As I travel through the United States with my Palestinian partners I find myself frequently asked a particular question: Is the Israeli occupation the same as South African apartheid?
As I travel through the United States with my Palestinian partners I find myself frequently asked a particular question: Is the Israeli occupation the same as South African apartheid?
I would like to rephrase this question. The conditions of one occupying system are never the same as another. Every narrative, whether Israeli, Palestinian or South African, has its own "uniqueness."
In my opinion, the question to ask is, why is it so hard to compare the Israeli occupation with South African apartheid? The question is, why are we not allowed to challenge the Israeli occupation, to ask questions and to criticize Israeli policy?
When I was in high school in Israel we had to write a paper for history class about our personal narratives. I decided to interview my grandfather.
My grandfather fought to establish the state of Israel in 1948. He came as a volunteer from South Africa and joined the Zionist forces which conquered the land in order to create "a home for the Jews."
I remember interviewing him in the kitchen, where he insisted on speaking in Hebrew. It was the first and maybe the last time we spoke in Hebrew, just the two of us. We always speak English at home, keeping a very strong South African tradition, maybe trying to keep both worlds in reach.
Ten years later, I was going through my grandfather’s things and I found an old map of Palestine. The map showed all the Palestinian villages that I was told as a young girl did not exist. My grandfather never spoke about the people living there, he never told me about the families and villagers and I did not ask. So the land was not vacant after all?
I soon joined a group of friends who were going to the same place my grandfather once told me about, Latrun, outside Jerusalem. However, this time I carried a sign stating the real names of the three Palestinian villages that were destroyed and turned into an Israeli national park.
The Arabic word "Nakba" means catastrophe. In the Israeli-Palestinian context, the "Nakba" refers to the destruction of more than 500 Palestinian villages and cities and the expulsion of over 750,000 of their residents in 1948. On the 9th of April we commemorated the 59th anniversary of the massacre in the village of Deir Yassin. Today, a Jewish neighborhood of Jerusalem is built on the land of that village. More than 200 people were killed there. Israel continues to deny this truth.

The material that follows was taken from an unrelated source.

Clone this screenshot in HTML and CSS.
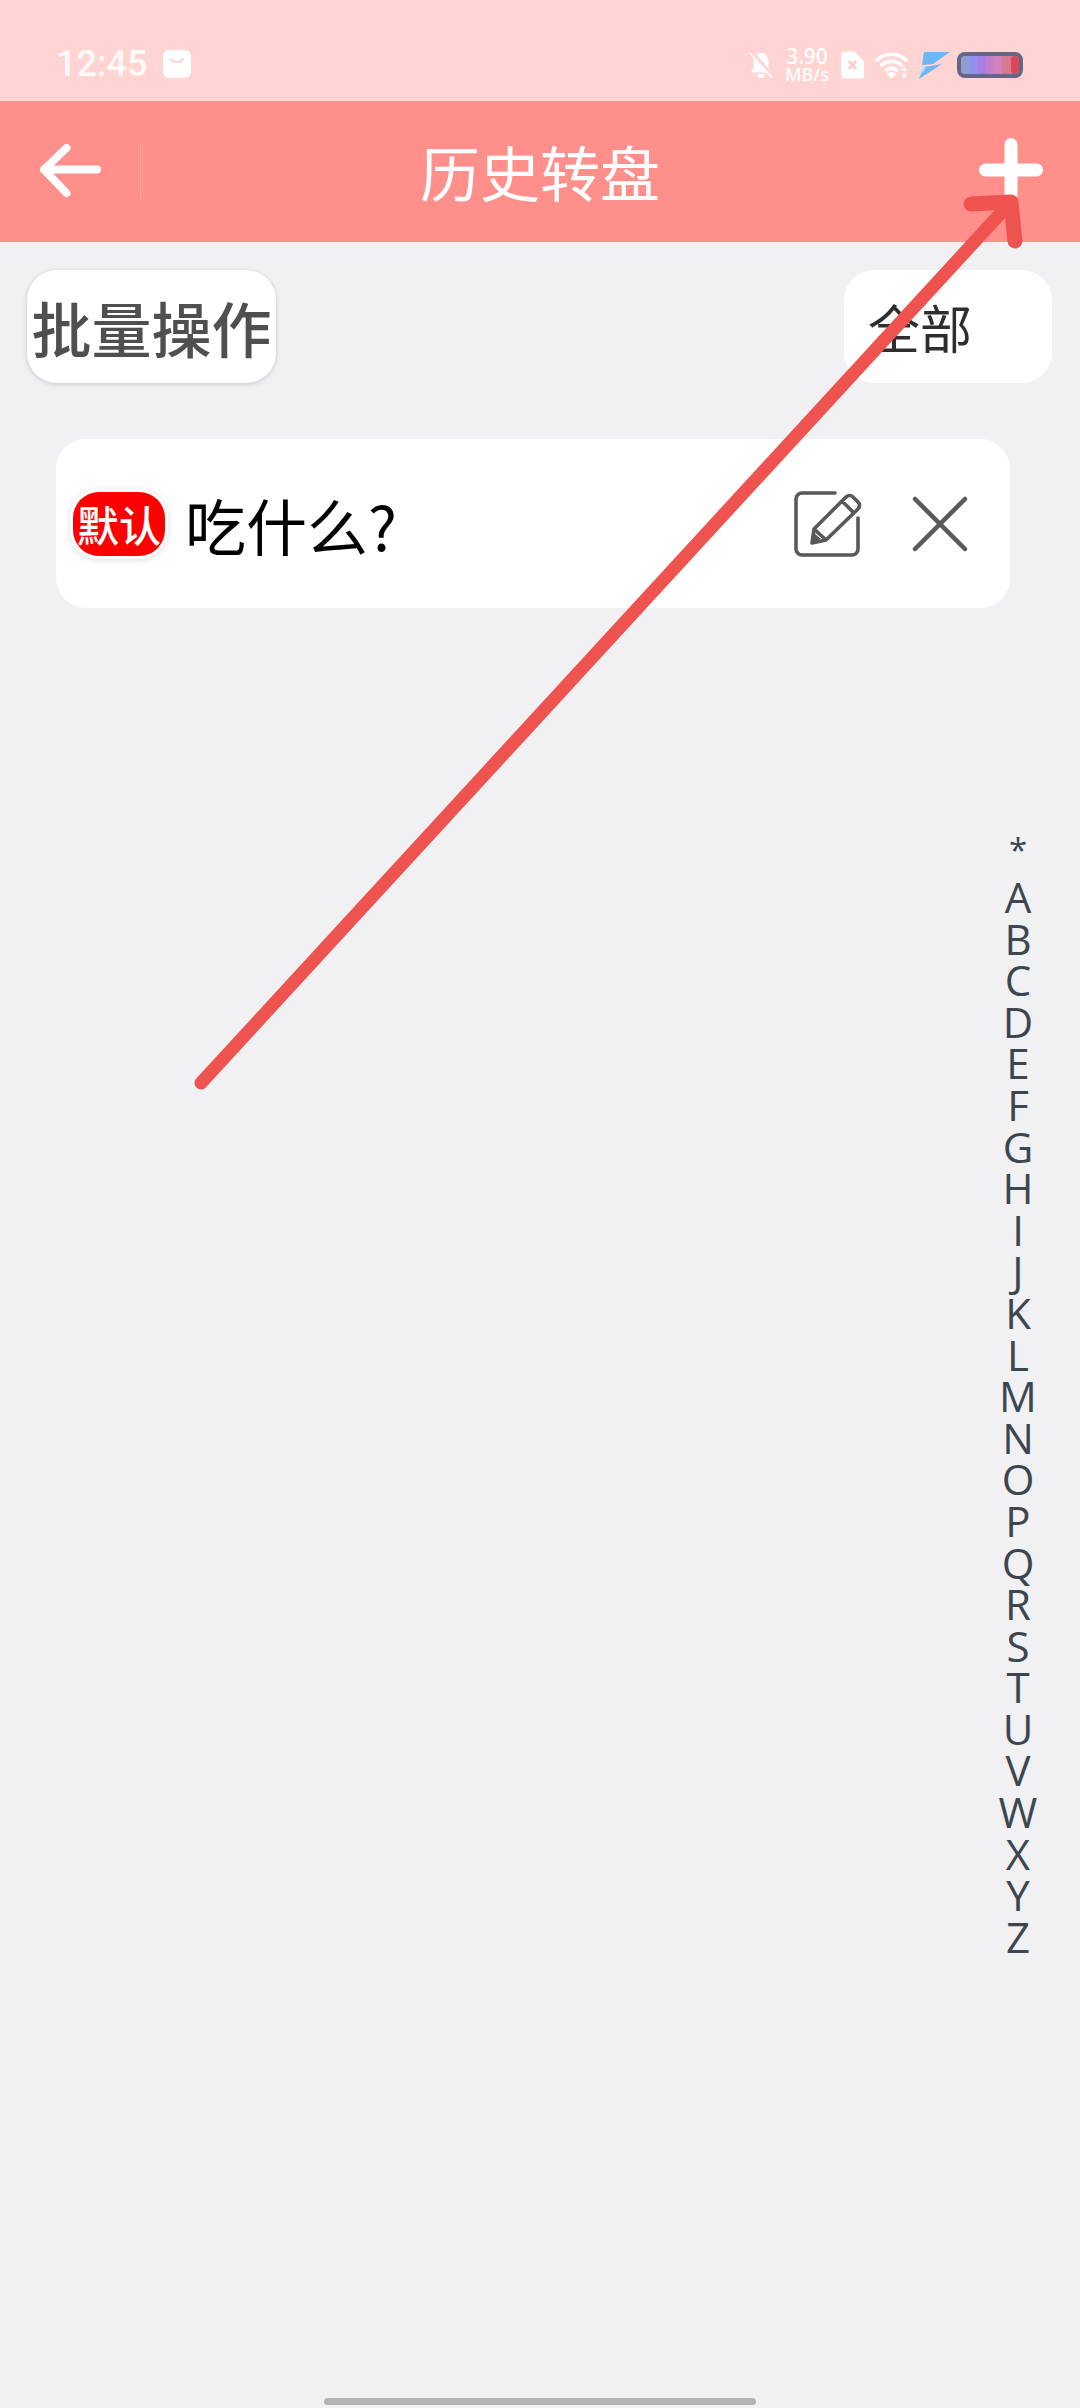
FILE: index.html
```html
<!DOCTYPE html>
<html lang="zh">
<head>
<meta charset="utf-8">
<title>历史转盘</title>
<link rel="stylesheet" href="styles.css">
</head>
<body>
<div class="screen">
  <div class="statusbar">
    <div class="status-left">
      <span class="time">12:45</span>
      <svg class="bag" viewBox="0 0 28 28"><rect x="0" y="0" width="28" height="28" rx="6" fill="#fff"/><path d="M8 9c2 4 10 4 12 0" fill="none" stroke="#ffd4d2" stroke-width="2.2" stroke-linecap="round"/></svg>
    </div>
    <div class="status-right">
      <svg class="ic-bell" viewBox="0 0 26 30"><path d="M13 2c5 0 8 4 8 9v7l3 5H2l3-5v-7c0-5 3-9 8-9z M9 25h8a4 4 0 0 1-8 0z" fill="#fff"/><path d="M2 0l24 28" stroke="#ffd4d2" stroke-width="4"/><path d="M1 2l24 27" stroke="#fff" stroke-width="2"/></svg>
      <div class="speed"><span>3.90</span><span class="speed-unit">MB/s</span></div>
      <svg class="ic-sim" viewBox="0 0 24 28"><path d="M3 0h11l10 10v15a3 3 0 0 1-3 3H3a3 3 0 0 1-3-3V3a3 3 0 0 1 3-3z" fill="#fff"/><path d="M8 10l8 8M16 10l-8 8" stroke="#ffc9c6" stroke-width="2.6"/></svg>
      <svg class="ic-wifi" viewBox="0 0 34 28"><path d="M2 9c9-8 21-8 30 0M7 14c6-5 14-5 20 0M12 19c3-2.500 7-2.500 10 0" fill="none" stroke="#fff" stroke-width="3.600" stroke-linecap="round"/><path d="M12 23l5-2 5 2-5 5z" fill="#fff"/><path d="M30 15l3 5h-6zM30 28l3-5h-6z" fill="#fff"/></svg>
      <svg class="ic-bolt" viewBox="0 0 32 27"><path d="M6 0h26L15 12 4 13z" fill="#6cb8f6"/><path d="M24 12L1 27l4-12 8-1z" fill="#6cb8f6"/><path d="M5 14L1 25l7-9z" fill="#b5dcfb"/></svg>
      <div class="battery">
        <span class="cell c1"></span><span class="cell c2"></span><span class="cell c3"></span><span class="cell c4"></span><span class="cell c5"></span><span class="cell c6"></span><span class="cell c7"></span>
      </div>
    </div>
  </div>

  <header class="appbar">
    <div class="appbar-left">
      <svg class="ic-back" viewBox="0 0 64 56"><path d="M59 26H5M28 4L5 26l23 24" fill="none" stroke="#fff" stroke-width="8" stroke-linecap="round" stroke-linejoin="round"/></svg>
      <span class="divider"></span>
    </div>
    <h1 class="title">历史转盘</h1>
    <svg class="ic-plus" viewBox="0 0 64 64"><path d="M32 6.500v51M6.500 32h51" stroke="#fff" stroke-width="13" stroke-linecap="round"/></svg>
  </header>

  <div class="toolbar">
    <button class="btn btn-batch">批量操作</button>
    <button class="btn btn-filter">全部</button>
  </div>

  <div class="card">
    <span class="badge">默认</span>
    <span class="name">吃什么?</span>
    <svg class="ic-edit" viewBox="0 0 68 66"><path d="M41 2H8a6 6 0 0 0-6 6v50a6 6 0 0 0 6 6h50a6 6 0 0 0 6-6V27" fill="none" stroke="#595959" stroke-width="3.600" stroke-linecap="round"/><path d="M20 38L52 6q4-3 7 0l5 5q3 3 0 7L32 49l-14 3z M20 38l12 11 M48 10l12 12" fill="none" stroke="#595959" stroke-width="3.600" stroke-linejoin="round"/><path d="M18 52l2-10 7 6z" fill="#595959"/></svg>
    <svg class="ic-close" viewBox="0 0 56 56"><path d="M3 3l50 50M53 3L3 53" stroke="#595959" stroke-width="4.500" stroke-linecap="round"/></svg>
  </div>

  <ul class="index">
    <li class="star">*</li><li>A</li><li>B</li><li>C</li><li>D</li><li>E</li><li>F</li><li>G</li><li>H</li><li>I</li><li>J</li><li>K</li><li>L</li><li>M</li><li>N</li><li>O</li><li>P</li><li>Q</li><li>R</li><li>S</li><li>T</li><li>U</li><li>V</li><li>W</li><li>X</li><li>Y</li><li>Z</li>
  </ul>

  <svg class="annotation" viewBox="0 0 1080 2408"><path d="M201 1083L1011 202" fill="none" stroke="#ef5350" stroke-width="13" stroke-linecap="round"/><path d="M971 204L1011 202L1015 241" fill="none" stroke="#ef5350" stroke-width="15" stroke-linecap="round" stroke-linejoin="round"/></svg>

  <div class="homebar"></div>
</div>
</body>
</html>
```
FILE: styles.css
```css
* { box-sizing: border-box; }
html, body { margin: 0; padding: 0; }
body { font-family: "Noto Sans CJK SC", "Noto Sans", sans-serif; background: #f1f1f4; }
.screen { position: relative; width: 1080px; height: 2408px; overflow: hidden; background: #f1f1f4; }

.statusbar { height: 101px; background: #ffd4d2; display: flex; justify-content: space-between; align-items: flex-start; padding: 48px 57px 0 56px; }
.status-left { display: flex; align-items: center; gap: 16px; height: 32px; }
.time { font-family: Roboto, sans-serif; font-size: 36px; line-height: 32px; font-weight: 500; color: #fff; opacity: .9; }
.bag { width: 28px; height: 28px; }
.status-right { display: flex; align-items: center; height: 34px; }
.ic-bell { width: 24px; height: 28px; margin-right: 11px; }
.speed { display: flex; flex-direction: column; align-items: center; width: 46px; color: #fff; font-family: "Noto Sans", sans-serif; font-size: 21px; line-height: 19px; font-weight: 500; margin-right: 11px; }
.speed-unit { font-size: 18px; line-height: 17px; }
.ic-sim { width: 23px; height: 28px; margin-right: 11px; }
.ic-wifi { width: 33px; height: 28px; margin-right: 10px; }
.ic-bolt { width: 32px; height: 27px; margin-right: 7px; }
.battery { width: 66px; height: 26px; border: 4px solid #646686; border-radius: 8px; background: #c77; display: flex; overflow: hidden; }
.cell { flex: 1; }
.c1 { background: #8f9fd0; } .c2 { background: #9490f0; } .c3 { background: #a77fdc; } .c4 { background: #c47fcb; } .c5 { background: #d680bb; } .c6 { background: #d67a92; } .c7 { background: #e0445a; border-radius: 4px; }

.appbar { position: relative; height: 141px; background: #ff8f8b; display: flex; align-items: center; justify-content: space-between; padding: 0 37px 0 39px; }
.appbar-left { display: flex; align-items: center; }
.ic-back { width: 63px; height: 55px; }
.divider { width: 1px; height: 55px; margin-left: 38px; background: #ffa5a1; }
.title { position: absolute; left: 0; right: 0; top: 0; bottom: 2px; margin: 0; display: flex; align-items: center; justify-content: center; font-size: 60px; font-weight: 400; color: #fff; }
.ic-plus { width: 64px; height: 64px; position: relative; top: -2px; }

.toolbar { display: flex; justify-content: space-between; padding: 28px 28px 0 27px; }
.btn { height: 113px; border: 0; background: #fff; border-radius: 30px; font-family: inherit; padding: 0; white-space: nowrap; }
.btn-batch { width: 249px; font-size: 60px; font-weight: 500; color: #4f4f4f; box-shadow: 0 1px 5px rgba(0,0,0,.18); }
.btn-filter { width: 208px; font-size: 52px; color: #2e2e2e; text-align: left; padding-left: 24px; }

.card { margin: 56px 70px 0 56px; height: 169px; background: #fff; border-radius: 30px; display: flex; align-items: center; padding-left: 17px; }
.badge { width: 92px; height: 64px; border-radius: 26px; background: #f00; color: #fff; font-size: 42px; font-weight: 500; line-height: 64px; text-align: center; white-space: nowrap; box-shadow: 0 0 0 3px #fff, 0 1px 6px 3px rgba(0,0,0,.14); }
.name { margin-left: 20px; font-size: 61px; color: #000; flex: 1; white-space: nowrap; position: relative; top: 1px; }
.ic-edit { width: 68px; height: 66px; }
.ic-close { width: 56px; height: 56px; margin-left: 50px; margin-right: 42px; }

.index { position: absolute; top: 824px; right: 0; margin: 0; padding: 0; list-style: none; display: flex; flex-direction: column; align-items: center; width: 124px; pointer-events: none; }
.index li { width: 124px; text-align: center; height: 41.6px; line-height: 41.6px; font-family: "Open Sans", sans-serif; font-size: 42px; color: #3c4650; }
.index .star { height: 52px; line-height: 52px; font-size: 33px; }

.annotation { position: absolute; left: 0; top: 0; width: 1080px; height: 2408px; pointer-events: none; }
.homebar { position: absolute; left: 324px; bottom: 3px; width: 432px; height: 7px; border-radius: 4px; background: #b4b4b6; }
```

The commemoration was organized through a partnership of Palestinians from Deir Yassin and the Israeli group I work with, Zochrot. The name means "Remembering" in Hebrew. Zochrot works to raise awareness of the Nakba within the Israeli discourse.
It still baffles me how until age 23, I didn’t even know how to reach, or whether it was even possible to go to, the occupied territories. Only through meeting Palestinians did I comprehend the tangibility and closeness of our worlds.

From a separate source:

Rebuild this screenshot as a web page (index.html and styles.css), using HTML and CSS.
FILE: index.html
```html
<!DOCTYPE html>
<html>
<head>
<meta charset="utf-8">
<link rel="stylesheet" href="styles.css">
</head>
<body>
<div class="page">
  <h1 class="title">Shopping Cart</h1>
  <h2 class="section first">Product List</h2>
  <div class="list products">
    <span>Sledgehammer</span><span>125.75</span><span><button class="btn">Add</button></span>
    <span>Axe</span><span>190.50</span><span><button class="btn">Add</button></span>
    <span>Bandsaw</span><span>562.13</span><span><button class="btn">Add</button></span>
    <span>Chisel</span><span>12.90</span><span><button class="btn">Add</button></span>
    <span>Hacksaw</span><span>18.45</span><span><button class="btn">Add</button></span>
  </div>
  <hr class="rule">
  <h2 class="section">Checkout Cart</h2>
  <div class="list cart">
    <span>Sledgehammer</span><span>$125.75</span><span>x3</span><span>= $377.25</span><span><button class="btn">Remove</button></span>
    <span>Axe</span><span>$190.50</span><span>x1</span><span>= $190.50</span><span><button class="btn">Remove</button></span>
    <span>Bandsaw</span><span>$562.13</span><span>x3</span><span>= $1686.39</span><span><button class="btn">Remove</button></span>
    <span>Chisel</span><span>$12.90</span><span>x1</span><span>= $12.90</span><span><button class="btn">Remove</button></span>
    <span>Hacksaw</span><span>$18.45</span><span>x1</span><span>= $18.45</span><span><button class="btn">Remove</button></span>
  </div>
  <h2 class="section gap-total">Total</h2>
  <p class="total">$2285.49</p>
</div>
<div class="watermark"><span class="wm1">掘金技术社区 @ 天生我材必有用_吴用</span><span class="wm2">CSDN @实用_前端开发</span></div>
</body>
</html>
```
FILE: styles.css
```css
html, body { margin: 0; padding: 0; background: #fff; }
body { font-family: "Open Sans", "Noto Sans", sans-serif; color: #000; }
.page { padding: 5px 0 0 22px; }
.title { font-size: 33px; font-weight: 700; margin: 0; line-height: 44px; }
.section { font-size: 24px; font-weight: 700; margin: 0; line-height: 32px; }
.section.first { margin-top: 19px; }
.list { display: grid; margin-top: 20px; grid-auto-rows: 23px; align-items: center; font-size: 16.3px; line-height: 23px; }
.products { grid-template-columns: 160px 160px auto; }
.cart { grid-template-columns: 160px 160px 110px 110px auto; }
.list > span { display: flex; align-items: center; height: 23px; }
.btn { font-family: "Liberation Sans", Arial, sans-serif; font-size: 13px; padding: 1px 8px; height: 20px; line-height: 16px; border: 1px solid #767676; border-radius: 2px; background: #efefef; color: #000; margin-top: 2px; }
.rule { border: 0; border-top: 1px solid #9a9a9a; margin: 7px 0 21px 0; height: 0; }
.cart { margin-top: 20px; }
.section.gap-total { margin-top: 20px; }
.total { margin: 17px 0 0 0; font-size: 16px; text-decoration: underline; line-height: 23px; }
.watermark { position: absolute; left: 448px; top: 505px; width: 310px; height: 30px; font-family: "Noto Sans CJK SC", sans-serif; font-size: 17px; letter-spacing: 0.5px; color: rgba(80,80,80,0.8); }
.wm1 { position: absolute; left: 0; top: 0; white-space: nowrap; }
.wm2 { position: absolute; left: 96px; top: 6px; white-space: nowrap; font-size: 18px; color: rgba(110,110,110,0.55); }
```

I see today how it is possible to live as a Jewish Israeli without ‘seeing’ the occupation, without ‘seeing’ the Palestinians. My grandfather lived most of his life choosing not to see. I believe we need to choose a different path and open our eyes.
Just like white South Africans had to take responsibility for their history and the apartheid system, so do Israelis. They have to take responsibility for their actions in 1948. We must not only take responsibility in remembering the past and acknowledging it, but take responsibility to change the present and the future.